> [What you need to do]: All of the data should be repeated exactly; pictures are not part of the copy.

> [Given data]:
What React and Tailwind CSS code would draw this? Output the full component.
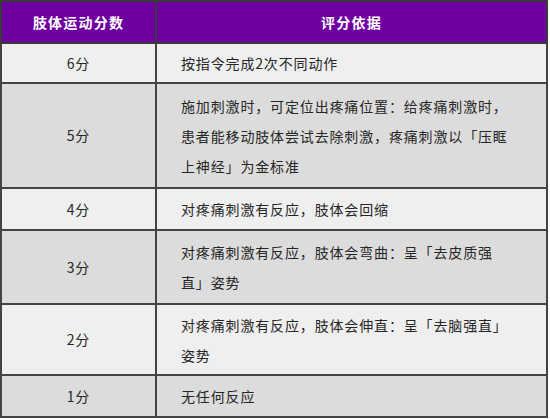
const rows = [
  { score: '6分', lines: ['按指令完成2次不同动作'], h: 'h-[40px]', bg: 'bg-[#efefef]' },
  {
    score: '5分',
    lines: [
      '施加刺激时，可定位出疼痛位置：给疼痛刺激时，',
      '患者能移动肢体尝试去除刺激，疼痛刺激以「压眶',
      '上神经」为金标准',
    ],
    h: 'h-[105px]',
    bg: 'bg-[#dcdcdc]',
  },
  { score: '4分', lines: ['对疼痛刺激有反应，肢体会回缩'], h: 'h-[42px]', bg: 'bg-[#efefef]' },
  {
    score: '3分',
    lines: ['对疼痛刺激有反应，肢体会弯曲：呈「去皮质强', '直」姿势'],
    h: 'h-[74px]',
    bg: 'bg-[#dcdcdc]',
  },
  {
    score: '2分',
    lines: ['对疼痛刺激有反应，肢体会伸直：呈「去脑强直」', '姿势'],
    h: 'h-[71px]',
    bg: 'bg-[#efefef]',
  },
  { score: '1分', lines: ['无任何反应'], h: 'h-[42px]', bg: 'bg-[#dcdcdc]' },
];

export default function App() {
  return (
    <div className="w-[550px] h-[419px] bg-white overflow-hidden font-['Noto_Sans_CJK_SC','Noto_Sans',sans-serif] text-[#262626]">
      <table className="w-[548px] border-collapse table-fixed text-[14px] tracking-[0.85px]">
        <colgroup>
          <col className="w-[155px]" />
          <col />
        </colgroup>
        <thead>
          <tr className="h-[42px] bg-[#6e00a0] text-white font-bold">
            <th className="border-2 border-[#3a3a3a] text-center tracking-[1.2px]">肢体运动分数</th>
            <th className="border-2 border-[#3a3a3a] text-center tracking-[1.2px]">评分依据</th>
          </tr>
        </thead>
        <tbody>
          {rows.map((r, i) => (
            <tr key={i} className={`${r.h} ${r.bg}`}>
              <td className="border-2 border-[#444] text-center align-middle">{r.score}</td>
              <td className="border-2 border-[#444] pl-[24px] align-middle">
                <div className="leading-[30px] whitespace-nowrap">
                  {r.lines.map((l, j) => (
                    <div key={j}>{l}</div>
                  ))}
                </div>
              </td>
            </tr>
          ))}
        </tbody>
      </table>
    </div>
  );
}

> [The result]:
What React and Tailwind CSS code would draw this? Output the full component.
const rows = [
  { score: '6分', lines: ['按指令完成2次不同动作'], h: 'h-[40px]', bg: 'bg-[#efefef]' },
  {
    score: '5分',
    lines: [
      '施加刺激时，可定位出疼痛位置：给疼痛刺激时，',
      '患者能移动肢体尝试去除刺激，疼痛刺激以「压眶',
      '上神经」为金标准',
    ],
    h: 'h-[105px]',
    bg: 'bg-[#dcdcdc]',
  },
  { score: '4分', lines: ['对疼痛刺激有反应，肢体会回缩'], h: 'h-[42px]', bg: 'bg-[#efefef]' },
  {
    score: '3分',
    lines: ['对疼痛刺激有反应，肢体会弯曲：呈「去皮质强', '直」姿势'],
    h: 'h-[74px]',
    bg: 'bg-[#dcdcdc]',
  },
  {
    score: '2分',
    lines: ['对疼痛刺激有反应，肢体会伸直：呈「去脑强直」', '姿势'],
    h: 'h-[71px]',
    bg: 'bg-[#efefef]',
  },
  { score: '1分', lines: ['无任何反应'], h: 'h-[42px]', bg: 'bg-[#dcdcdc]' },
];

export default function App() {
  return (
    <div className="w-[550px] h-[419px] bg-white overflow-hidden font-['Noto_Sans_CJK_SC','Noto_Sans',sans-serif] text-[#262626]">
      <table className="w-[548px] border-collapse table-fixed text-[14px] tracking-[0.85px]">
        <colgroup>
          <col className="w-[155px]" />
          <col />
        </colgroup>
        <thead>
          <tr className="h-[42px] bg-[#6e00a0] text-white font-bold">
            <th className="border-2 border-[#3a3a3a] text-center tracking-[1.2px]">肢体运动分数</th>
            <th className="border-2 border-[#3a3a3a] text-center tracking-[1.2px]">评分依据</th>
          </tr>
        </thead>
        <tbody>
          {rows.map((r, i) => (
            <tr key={i} className={`${r.h} ${r.bg}`}>
              <td className="border-2 border-[#444] text-center align-middle">{r.score}</td>
              <td className="border-2 border-[#444] pl-[24px] align-middle">
                <div className="leading-[30px] whitespace-nowrap">
                  {r.lines.map((l, j) => (
                    <div key={j}>{l}</div>
                  ))}
                </div>
              </td>
            </tr>
          ))}
        </tbody>
      </table>
    </div>
  );
}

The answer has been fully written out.